Sunday, July 11, 2010

Slave Ship: A Human History

Over the past few weeks, I have been reading Marcus Rediker's The Slave Ship: A Human History in dribs and drabs. Actually, I have been listening to the unabridged version available through Audible, but I say it counts.

I've been dancing around this book for a while because I'm not entirely sure what I think of it. On one hand, it has been enormously useful for me in thinking about death at sea and the role of terror in capitalist production. On the other, I am slightly uncomfortable with the porn-y aspect of Rediker's efforts to linger on the violence of the slave ships. I suppose Rediker would say that my discomfort is a good thing — he laments the "violence of abstraction" that characterizes much of the literature on slavery.

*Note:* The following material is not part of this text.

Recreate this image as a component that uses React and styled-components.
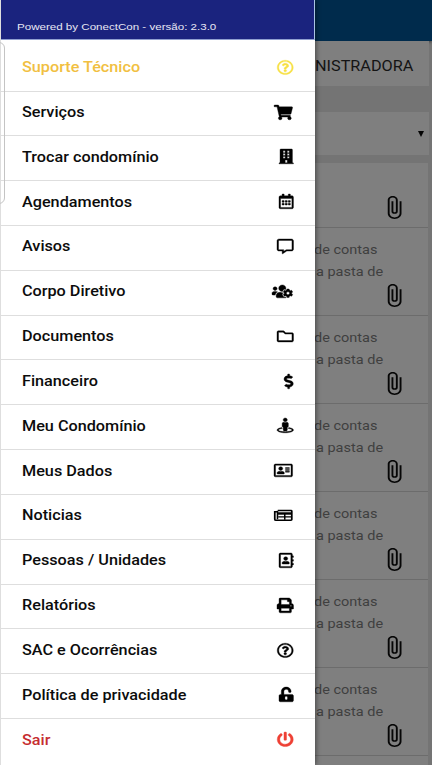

Yet, I think that the way in which he recovers the horrific violence of the slave ship is in some measures sensationalist and lurid. Since Rediker relies heavily on ship's manifests, court documents, and the testimony of sailors, his descriptions of violence are episodic and include detailed descriptions of torture and suffering, but few opportunities for readers to become attached to particular victims. Such is the nature of the sources —Africans flash in and out of the book as writhing, wretched, ruined bodies, as if they were illuminated by lightning strikes. We gape in horror at their anguish, but we do not know them. This structure supports Rediker's main thesis — that violence/terror is intrinsic to capitalist production and that the slave ship is the heart of that process laid bare — but it does its own kind of violence. Rediker's crazy quilt of horrors skirts the line between educational and lecherous.

1 comment:

Anonymous said...

Thanks for sharing your thoughts on this. I am going to check it out.